In the aftermath of the mass-casualty incidents(MCIs), there is a sudden increase in demand for emergency services. As resources(like ambulance vehicles, medical staffs,..) are limited,  even the patients in critical condition may have to wait before receiving care, therefore limited medical resources need to be rationed efficiently. This process is called triage. Patients are classified into triage classes given the severity of the patient’s medical condition. Those in the most severe classes are treated first, and the less severe groups wait until treated afterwards.

The most commonly adopted triage process in United States is Simple Triage and Rapid Treatment (START). START classifies patients into following four different classes:

  1. Immediate: deemed to be critically injured and to require immediate intervention
  2. Delayed: injured byt not expected to die within the first hour if case is delayed
  3. Expectants: presumed deceased or have catastrophic injuries, and survival is not expected.
  4. Minor: can walk away

After patients are classified, START gives the highest priority to immediates, then to delayed. Expectants and Minors are served after two time-critical classes are cleared.

This is a simple and easy-to-implement prioritization scheme. But there have been a number of literatures indicating limitations of START method and similar methods, like

  • There is no consideration for resource availability.
  • A tacit assumption is that there is no deterioration.
  • A worst-first strategy make poor use of scarce resources. More salvageable victims could be left to deterioratee while limited resources are being used on patients with less chance of survival.
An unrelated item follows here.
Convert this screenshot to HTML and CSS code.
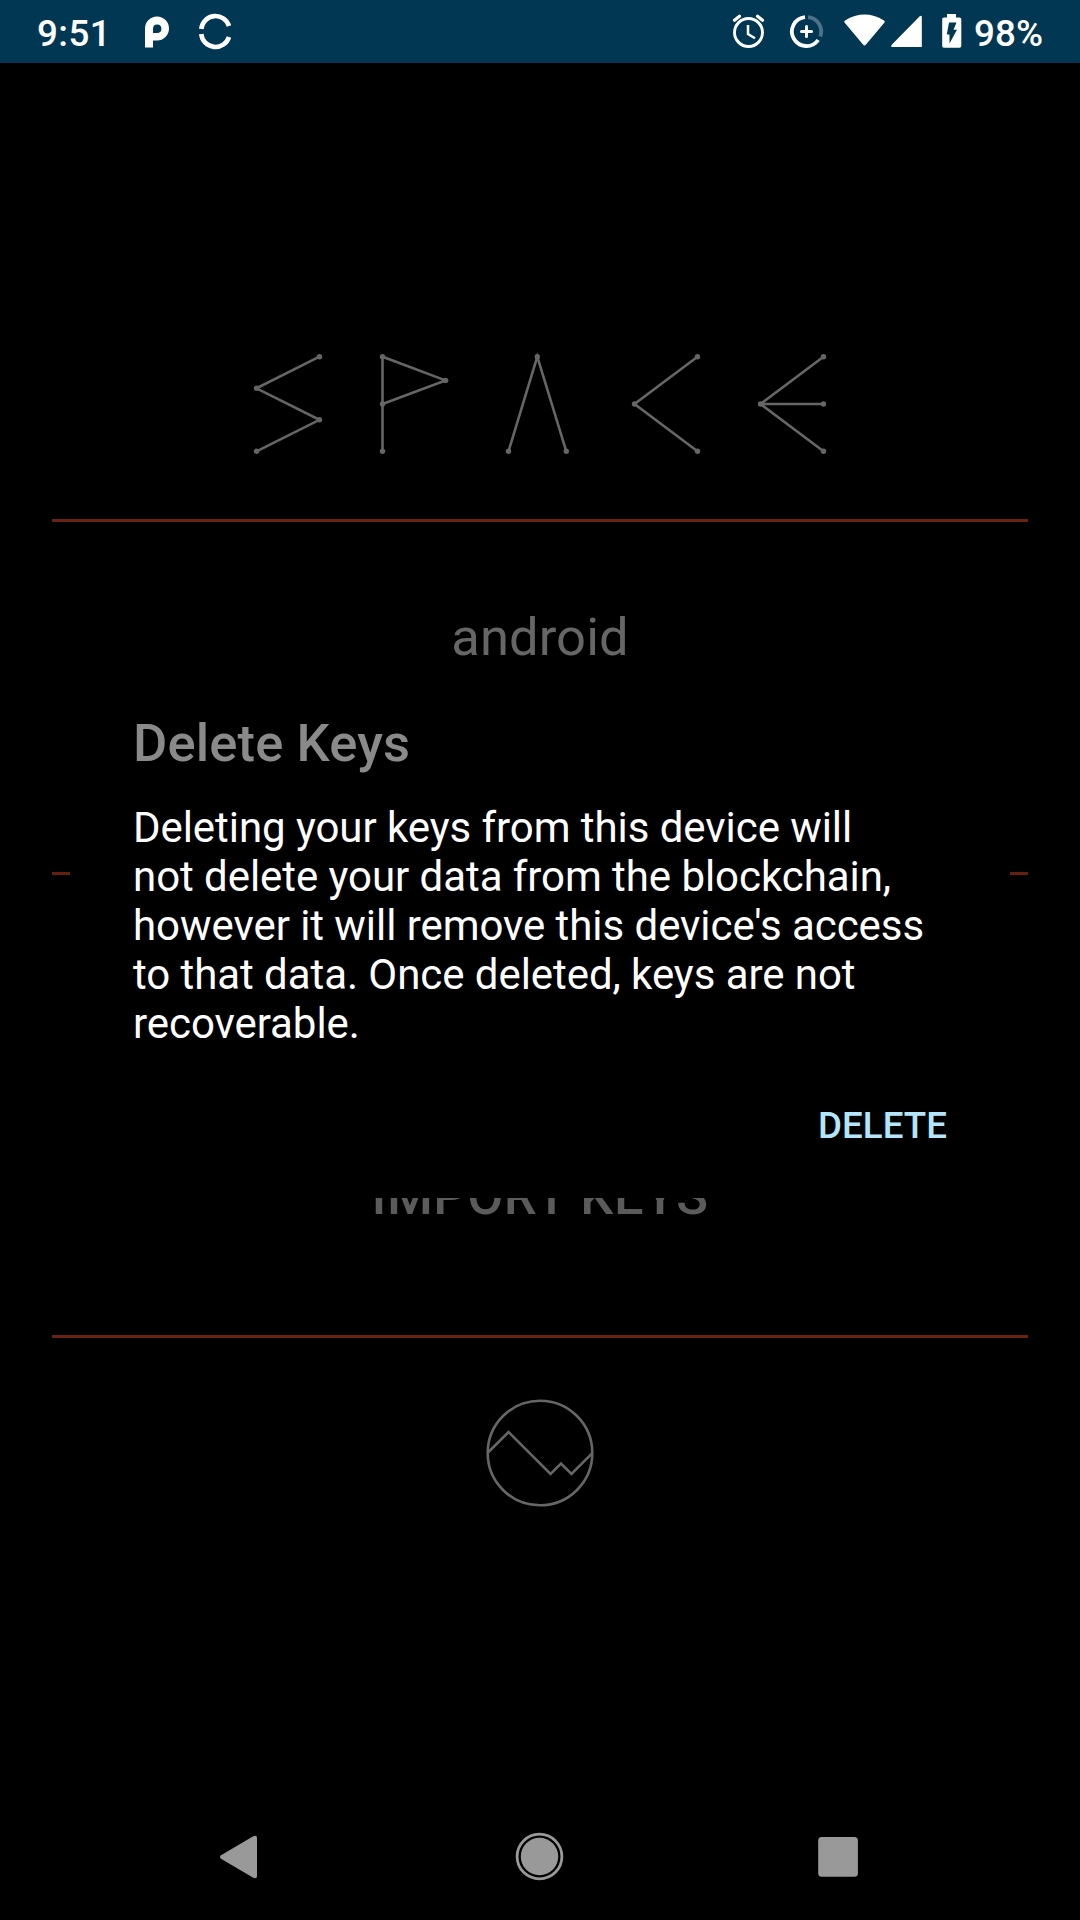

In particular, Sacco et al(2005,2007) proposed the Sacco Triage Method (STM) to overcome these drawbacks. They set up a mathematical formulation of resource-constrained triage to maximize the expected number of survivors, subject on the timing and availability of transport and treatment resources. The model also need predictions of survival probability and changes in it over time (deterioration). Their formulation fits Linear Programming framework, so the problem can be solved efficiently for large-scale MCIs.

From their computation result, STM provided higher number of expected survivors than did START in all of the simulations. STM appeared to mitigate the impact of declining resources when there is a resource change, whereas START dramatically drops in survivorship.
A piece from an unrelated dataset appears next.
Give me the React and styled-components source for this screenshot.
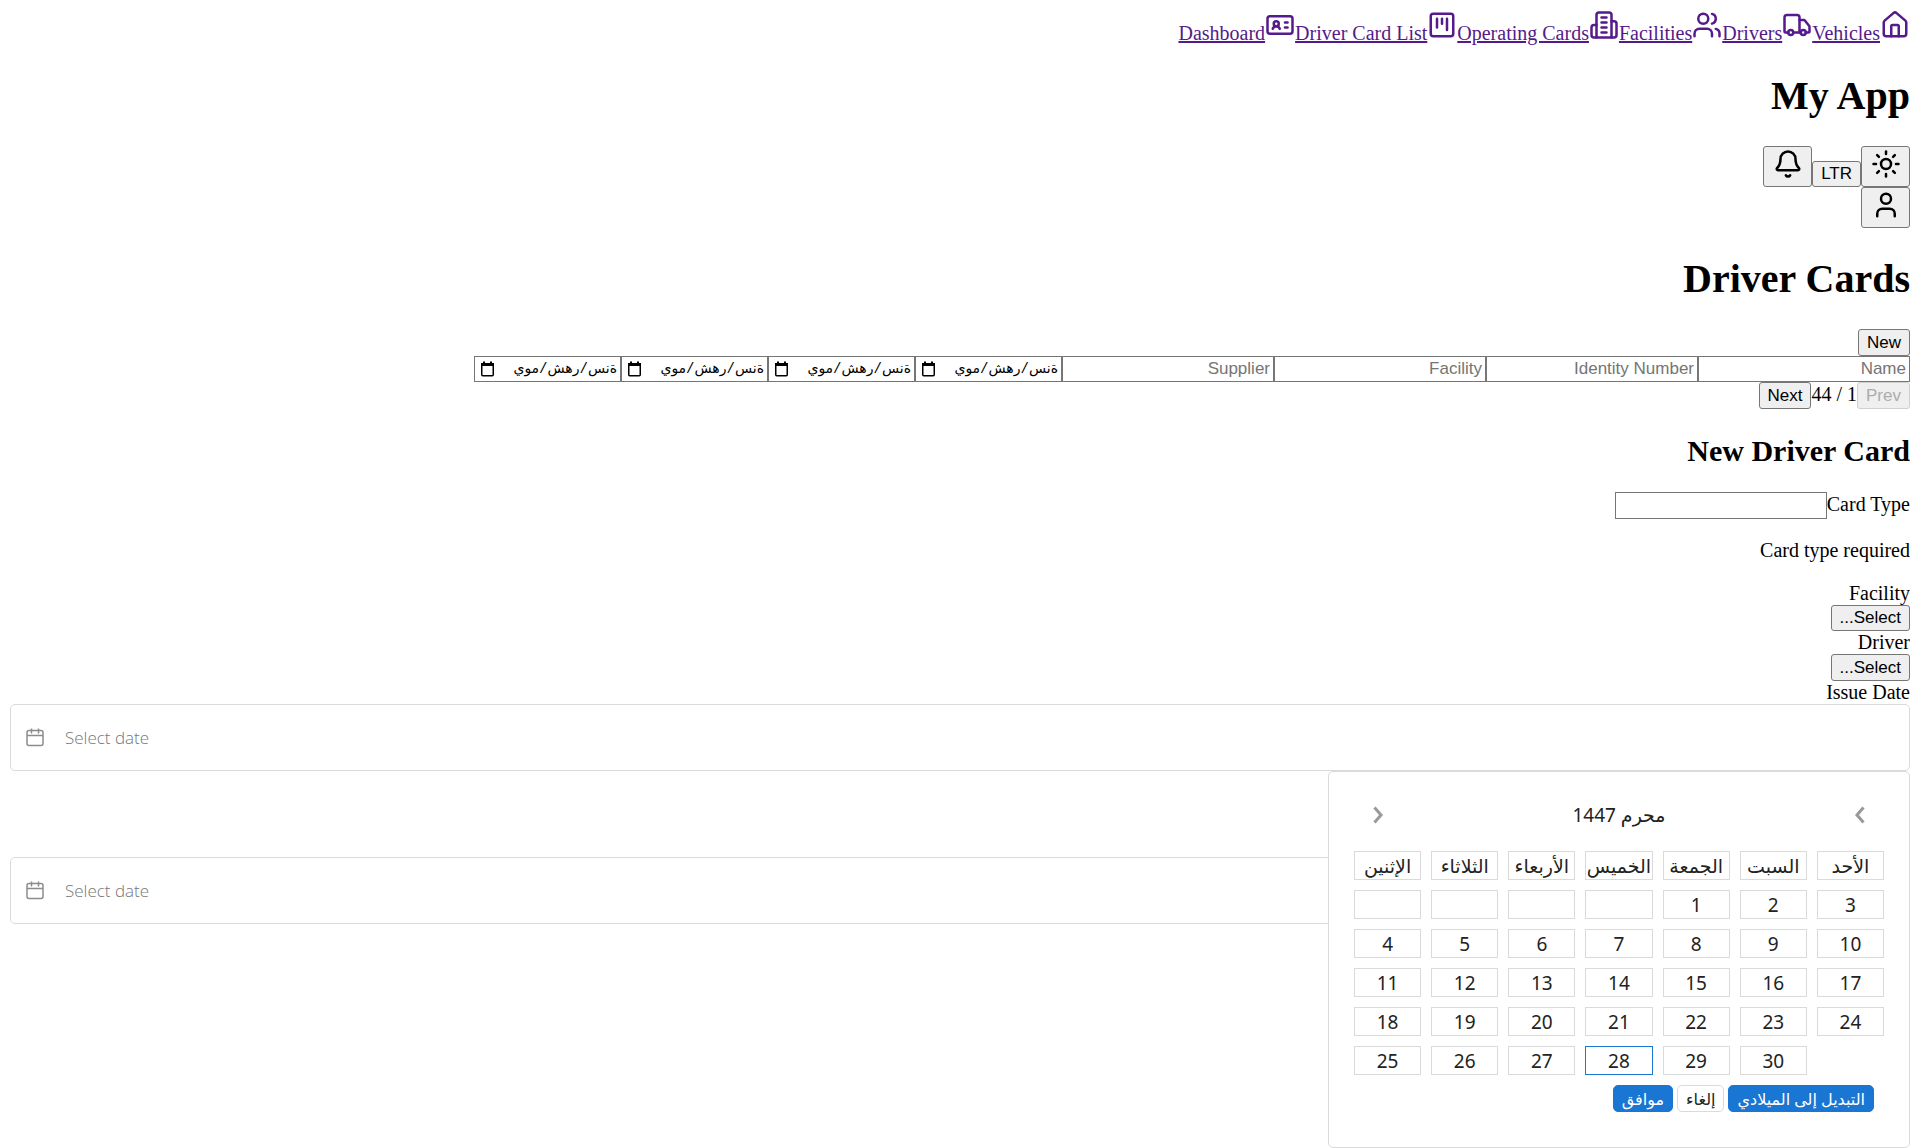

In my presentation on Thursday, I will introduce another, a very different approach to resource-based patient prioritization.

Soovin

References:

  • Argon NT, Winslow JE, Ziya S (2011) Triage in the aftermath of mass-casualty incidents. Wiley Encyclopedia of Operations Research and Management Science.
  • Sacco WJ, Navin DM, Fiedler KE, Waddell RK, II, Long WB, Buckman Jr RF (2005) Precise formulation and evidence-based application of resource-constrained triage. Acad. Emergency Medicine.
  • Sacco WJ, Navin DM, Waddell RK, Fiedler KE, Long WB, Buckman RF (2007) A new Resource-Constrained triage method applied to victims of penetrating injury. J. Trauma: Injury, Infection, Critical Care.
  • Uzun Jacobson E, Argon NT, Ziya S (2012) Priority assignment in emergency response. Oper. Res.

4 thoughts on “Triage: START and STM

  1. As someone who has worked on an emergency department simulation before, I found this really interesting.
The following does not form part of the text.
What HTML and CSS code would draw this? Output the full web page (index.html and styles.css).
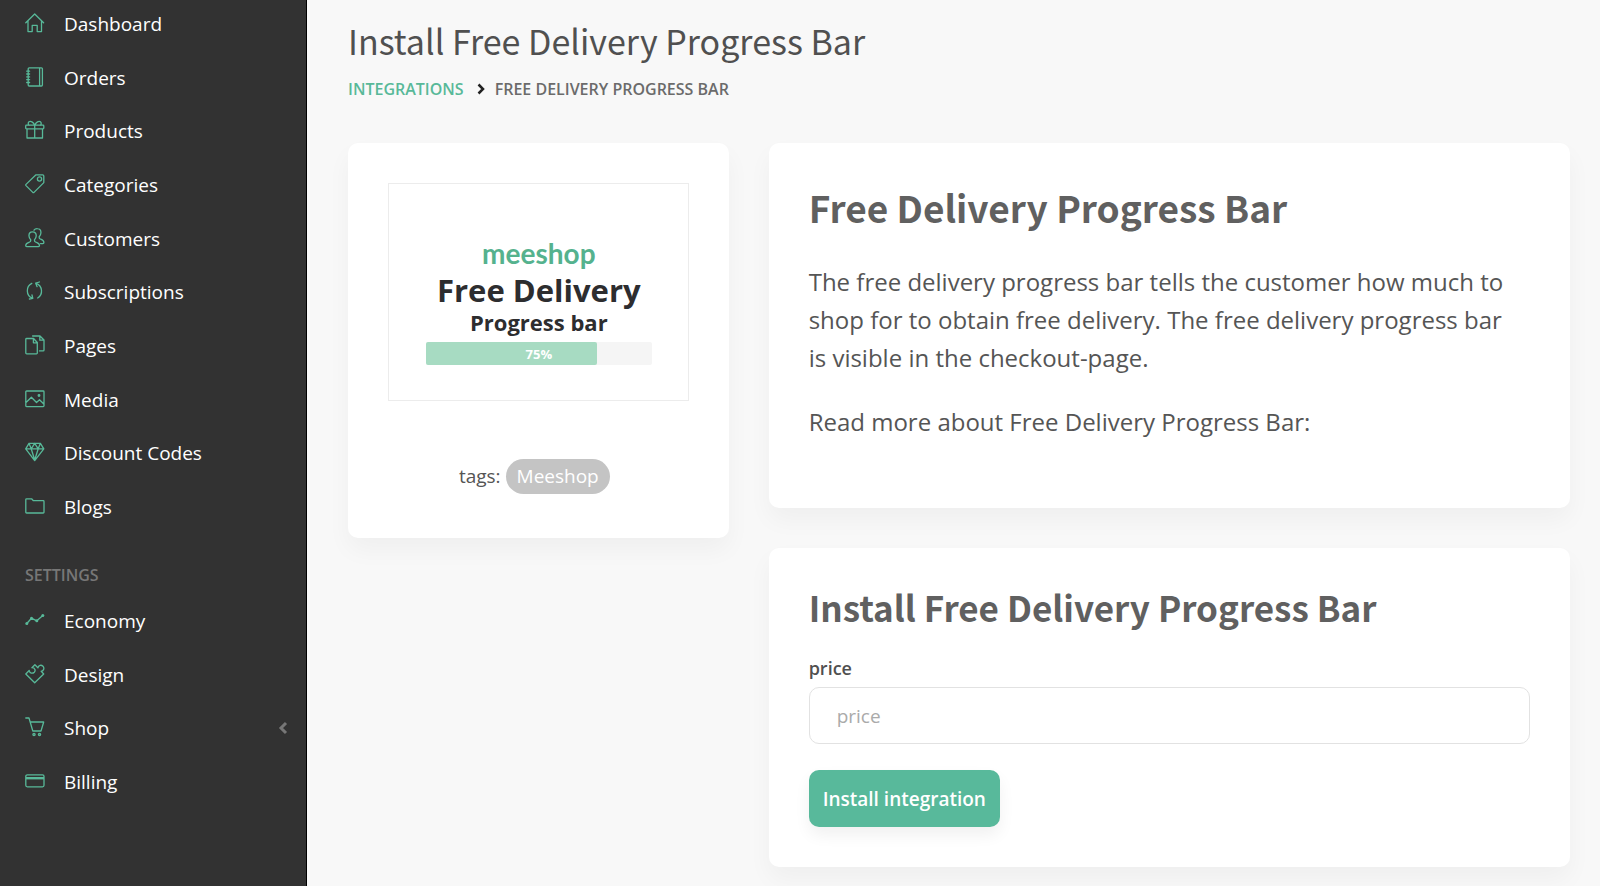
FILE: index.html
```html
<!DOCTYPE html>
<html lang="en">
<head>
<meta charset="utf-8">
<meta name="viewport" content="width=device-width, initial-scale=1">
<title>Install Free Delivery Progress Bar</title>
<link rel="stylesheet" href="styles.css">
</head>
<body>
<div class="layout">
  <nav class="sidebar" aria-label="Main menu">
    <ul class="menu menu-main">
      <li><a class="menu-link" href="#"><svg class="icon" viewBox="0 0 20 20"><path d="M.8 9.8 9.7 1l8.9 8.8M3 8.2V18.6H7.2V12.4h5V18.6h4.3V8.2"/></svg>Dashboard</a></li>
      <li><a class="menu-link" href="#"><svg class="icon" viewBox="0 0 20 20"><path d="M4.2.8H16.4q1 0 1 1V18q0 1-1 1H4.2q-1 0-1-1V1.800q0-1 1-1ZM14.6.8V19M1.700 4.200H4.600M1.700 7H4.600M1.700 9.900H4.600M1.700 12.700H4.600M1.700 15.500H4.600"/></svg>Orders</a></li>
      <li><a class="menu-link" href="#"><svg class="icon" viewBox="0 0 20 20"><path d="M1.500 5.200H18q.8 0 .8.800V8q0 .8-.8.800H1.500Q.7 8.800.7 8V6q0-.8.8-.8ZM2 8.800V18H17.500V8.800M9.700 5.200V18M9.700 5.200C8.500 2 5.500.6 4 1.800 2.800 2.800 3.200 4.500 4 5.200M9.700 5.200C11 2 14 .6 15.400 1.800c1.200 1 .9 2.700 0 3.400"/></svg>Products</a></li>
      <li><a class="menu-link" href="#"><svg class="icon" viewBox="0 0 20 20"><path d="M11 .8H17.600q1.200 0 1.200 1.200V8.600L9 18.400q-.6.500-1.200 0L1 11.600q-.5-.6 0-1.200Z"/><circle cx="14.500" cy="5" r="2.100"/></svg>Categories</a></li>
      <li><a class="menu-link" href="#"><svg class="icon" viewBox="0 0 20 20"><path d="M7.400 3.800c-2.500 0-3.600 1.800-3.400 4.200.1 1.700.9 2.900 1.700 3.700.2 1.400 0 1.900-1 2.300-2 .8-4 1.100-4 3.600 0 .7.400 1 1 1H13.500c.7 0 1-.3 1-1 0-2.500-2.200-2.800-4-3.600-1-.4-1.200-.9-1-2.300.9-.8 1.600-2 1.700-3.700.2-2.400-1.100-4.200-3.800-4.200ZM9 2.200C9.800 1 11 .6 12.500.7c2.500.1 3.600 1.900 3.400 4.300-.1 1.700-.9 2.900-1.700 3.700-.2 1.400 0 1.900 1 2.300 2 .8 3.700 1.200 3.700 3.600 0 .7-.3 1-1 1H15.500"/></svg>Customers</a></li>
      <li><a class="menu-link" href="#"><svg class="icon" viewBox="0 0 20 20"><path d="M6.800 2.400A8.200 8.200 0 0 0 7.200 17.200M4.400 18l3.400-.6L7 14M12.700 17A8.200 8.200 0 0 0 11.200 2.400M14.400 1l-3.700 1.200 1.400 3.500"/></svg>Subscriptions</a></li>
      <li><a class="menu-link" href="#"><svg class="icon" viewBox="0 0 20 20"><path d="M1.700 3.500H8.600L12.300 7.500V18q0 .8-.8.800H1.700Q.8 18.800.8 18V4.300q0-.8.900-.8ZM8.400 3.500V7.800H12.300M7.600 1H15L19 5V15q0 .9-.8.900H14.500M14.800 1V5.200H19"/></svg>Pages</a></li>
      <li><a class="menu-link" href="#"><svg class="icon" viewBox="0 0 20 20"><path d="M1.600 2H18.200q.8 0 .8.800V16.800q0 .8-.8.800H1.600q-.8 0-.8-.8V2.800Q.8 2 1.600 2ZM1 13.500 6.400 8.200 11.500 13.500 14.500 10.800 18.800 15"/><circle cx="14" cy="6.500" r=".8"/></svg>Media</a></li>
      <li><a class="menu-link" href="#"><svg class="icon" viewBox="0 0 20 20"><path d="M4 1.300H15.400L18.800 6.800 9.700 18.600.7 6.800ZM.7 6.800H18.800M4 1.300 6.200 6.800 9.700 1.300 13.200 6.800 15.400 1.300M6.200 6.800 9.700 18 13.200 6.800"/></svg>Discount Codes</a></li>
      <li><a class="menu-link" href="#"><svg class="icon" viewBox="0 0 20 20"><path d="M1.600 2.800H6.600L8.400 4.700H18.200q.8 0 .8.800V16.200q0 .8-.8.800H1.600q-.8 0-.8-.8V3.600q0-.8.800-.8Z"/></svg>Blogs</a></li>
    </ul>
    <h2 class="menu-heading">SETTINGS</h2>
    <ul class="menu menu-settings">
      <li><a class="menu-link" href="#"><svg class="icon" viewBox="0 0 20 20"><path d="M1.800 13.500 6.500 8.200 11.800 10.800 17.800 5.400"/><g class="dots"><circle cx="1.800" cy="13.500" r="1.500"/><circle cx="6.500" cy="8.200" r="1.500"/><circle cx="11.800" cy="10.800" r="1.500"/><circle cx="17.800" cy="5.400" r="1.500"/></g></svg>Economy</a></li>
      <li><a class="menu-link" href="#"><svg class="icon" viewBox="0 0 20 20"><path d="M.8 10 9.700 18.700 18.700 10 16.200 7.300C19 6.800 19.500 3.900 18 2.300 16.300.6 13.500 1 12.900 3.800L9.900.8 6.900 3.700C10.400 3.800 10.700 6.700 9.300 8.200 7.700 9.800 4.600 9.500 4.200 6.500Z"/></svg>Design</a></li>
      <li><a class="menu-link" href="#"><svg class="icon" viewBox="0 0 20 20"><path d="M.8 1H4L7.800 14H16L18.700 5H5.300"/><circle cx="9" cy="17.600" r="1.100"/><circle cx="14.500" cy="17.600" r="1.100"/></svg>Shop<svg class="menu-caret" viewBox="0 0 10 14"><path d="M8 2 3 7l5 5"/></svg></a></li>
      <li><a class="menu-link" href="#"><svg class="icon" viewBox="0 0 20 20"><rect x=".8" y="3.800" width="18.200" height="12" rx="1.500"/><path class="stripe" d="M1 7.200H19"/></svg>Billing</a></li>
    </ul>
  </nav>

  <main class="content">
    <h1 class="page-title">Install Free Delivery Progress Bar</h1>
    <nav class="breadcrumb" aria-label="Breadcrumb">
      <a href="#">INTEGRATIONS</a>
      <svg class="separator" viewBox="0 0 8 12"><path d="m1.500 1.500 4.500 4.500-4.500 4.500"/></svg>
      <span>FREE DELIVERY PROGRESS BAR</span>
    </nav>

    <div class="columns">
      <section class="card summary">
        <div class="preview">
          <div class="brand">meeshop</div>
          <div class="preview-title">Free Delivery</div>
          <div class="preview-subtitle">Progress bar</div>
          <div class="bar"><div class="bar-fill"></div><span class="bar-value">75%</span></div>
        </div>
        <p class="tags">tags: <span class="tag">Meeshop</span></p>
      </section>

      <div class="details">
        <section class="card about">
          <h2 class="card-title card-title-large">Free Delivery Progress Bar</h2>
          <p>The free delivery progress bar tells the customer how much to shop for to obtain free delivery. The free delivery progress bar is visible in the checkout-page.</p>
          <p>Read more about Free Delivery Progress Bar:</p>
        </section>
        <section class="card install">
          <h2 class="card-title">Install Free Delivery Progress Bar</h2>
          <form>
            <label class="field-label" for="price">price</label>
            <input class="field" id="price" type="text" placeholder="price">
            <button class="submit" type="button">Install integration</button>
          </form>
        </section>
      </div>
    </div>
  </main>
</div>
</body>
</html>
```
FILE: styles.css
```css
* {
  box-sizing: border-box;
}

body {
  margin: 0;
  background: #f8f8f8;
  color: #555;
  font-family: "Open Sans", "Noto Sans", sans-serif;
  font-size: 19px;
}

.layout {
  display: flex;
  min-height: 100vh;
}

/* Sidebar */

.sidebar {
  flex: 0 0 307px;
  background: #323232;
  border-right: 1px solid #000;
}

.menu {
  display: grid;
  grid-auto-rows: 1fr;
  margin: 0;
  padding: 0;
  list-style: none;
}

.menu-main {
  height: 537px;
  margin-top: -3px;
}

.menu-settings {
  height: 215px;
}

.menu-link {
  display: flex;
  align-items: center;
  height: 100%;
  padding: 0 18px 0 25px;
  color: #fff;
  text-decoration: none;
}

.icon {
  width: 20px;
  height: 20px;
  margin: 0 19px 2px 0;
  fill: none;
  stroke: #58b999;
  stroke-width: 1.3;
  stroke-linejoin: round;
  stroke-linecap: round;
}

.dots {
  fill: #58b999;
  stroke: none;
}

.stripe {
  stroke-width: 2.4;
  stroke-linecap: butt;
}

.menu-caret {
  width: 10px;
  height: 14px;
  margin-left: auto;
  fill: none;
  stroke: #777;
  stroke-width: 3;
}

.menu-heading {
  margin: 30px 0 8px;
  padding-left: 25px;
  color: #777;
  font-size: 16px;
  font-weight: 600;
  line-height: 22px;
}

/* Page header */

.content {
  flex: 1;
  min-width: 0;
  padding: 15px 30px 20px 41px;
}

.page-title,
.card-title {
  margin: 0;
  font-family: "Noto Sans CJK SC", sans-serif;
}

.page-title {
  color: #505050;
  font-size: 34px;
  font-weight: 400;
  line-height: 52px;
}

.breadcrumb {
  display: flex;
  align-items: center;
  height: 36px;
  margin-top: 4px;
  color: #6b6b6b;
  font-size: 16px;
  font-weight: 600;
}

.breadcrumb a {
  color: #58b999;
  text-decoration: none;
}

.separator {
  width: 8px;
  height: 12px;
  margin: 0 10px 0 13px;
  fill: none;
  stroke: #222;
  stroke-width: 2.5;
}

/* Cards */

.columns {
  display: grid;
  grid-template-columns: repeat(12, 1fr);
  gap: 40px;
  align-items: start;
  margin-top: 36px;
}

.card {
  padding: 40px;
  background: #fff;
  border-radius: 10px;
  box-shadow: 0 12px 24px rgba(0, 0, 0, 0.04);
}

.summary {
  grid-column: span 4;
  padding-bottom: 44px;
}

.details {
  display: grid;
  grid-column: span 8;
  gap: 40px;
}

.preview {
  height: 218px;
  padding: 53px 36px 0 37px;
  border: 1px solid #ececec;
  color: #2d2d2f;
  font-weight: 700;
  text-align: center;
}

.brand {
  color: #55b28e;
  font-family: Lato, sans-serif;
  font-size: 28px;
  line-height: 32px;
}

.preview-title {
  font-size: 31px;
  line-height: 42px;
}

.preview-subtitle {
  font-size: 22px;
  line-height: 22px;
}

.bar {
  position: relative;
  height: 23px;
  margin-top: 9px;
  background: #f5f5f5;
  border-radius: 2px;
  color: #fff;
  font-size: 13px;
  line-height: 24px;
}

.bar-fill {
  width: 76%;
  height: 100%;
  background: #a7dbc2;
  border-radius: 2px;
}

.bar-value {
  position: absolute;
  inset: 0;
}

.tags {
  margin: 58px 0 0;
  padding-right: 8px;
  text-align: center;
}

.tag {
  display: inline-block;
  padding: 0 11px;
  background: #c4c4c4;
  border-radius: 18px;
  color: #fff;
  line-height: 35px;
}

.card-title {
  color: #606060;
  font-size: 35px;
  font-weight: 700;
  line-height: 38px;
}

.card-title-large {
  font-size: 37px;
  line-height: 48px;
}

.about {
  padding-right: 48px;
  padding-bottom: 67px;
  font-size: 24px;
  line-height: 38px;
}

.about p {
  margin: 26px 0 0;
}

.about .card-title + p {
  margin-top: 32px;
}

/* Install form */

.field-label {
  display: block;
  margin-top: 29px;
  color: #505050;
  font-size: 18px;
  font-weight: 600;
  line-height: 26px;
}

.field {
  display: block;
  width: 100%;
  height: 57px;
  margin-top: 6px;
  padding: 0 27px;
  background: #fff;
  border: 1px solid #e2e2e2;
  border-radius: 10px;
  color: #555;
  font: inherit;
}

.field::placeholder {
  color: #aaa;
}

.submit {
  display: block;
  height: 57px;
  margin-top: 26px;
  padding: 0 14px;
  background: #58b99b;
  border: 0;
  border-radius: 10px;
  box-shadow: 0 8px 16px rgba(0, 0, 0, 0.06);
  color: #fff;
  font: inherit;
  font-weight: 600;
}
```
    I did have one question, though. Did the authors discuss what happens to the patients with “less chance of survival”? Do they just determine that the patient will be too hard to save and provide them with what more or less amounts to “hospice” care? While the results show that will improve the overall number of survivors, I just wonder how a patient’s family members would react to that kind of an approach.

    Liked by 1 person

    1. I think that’s a good point. When responders are overwhelmed by the sudden increase of patients, although it can’t be a desirable thing to give up serving some patients just because they have less chance of survival, some kind of choice should be made after all … I guess that’s the essence of triage, a process of determining who to serve(equivalently who to not serve now) when it is forced to make the decision.

      There also could be some argument about where we draw the lines between the patients we serve immediately because their condition is severe and the patients we serve later because their condition is ‘too’ severe. OR can treat this problem, but at the level when there’s not enough data given to make OR decision, I think this often seems to be more of a medical question than an OR one.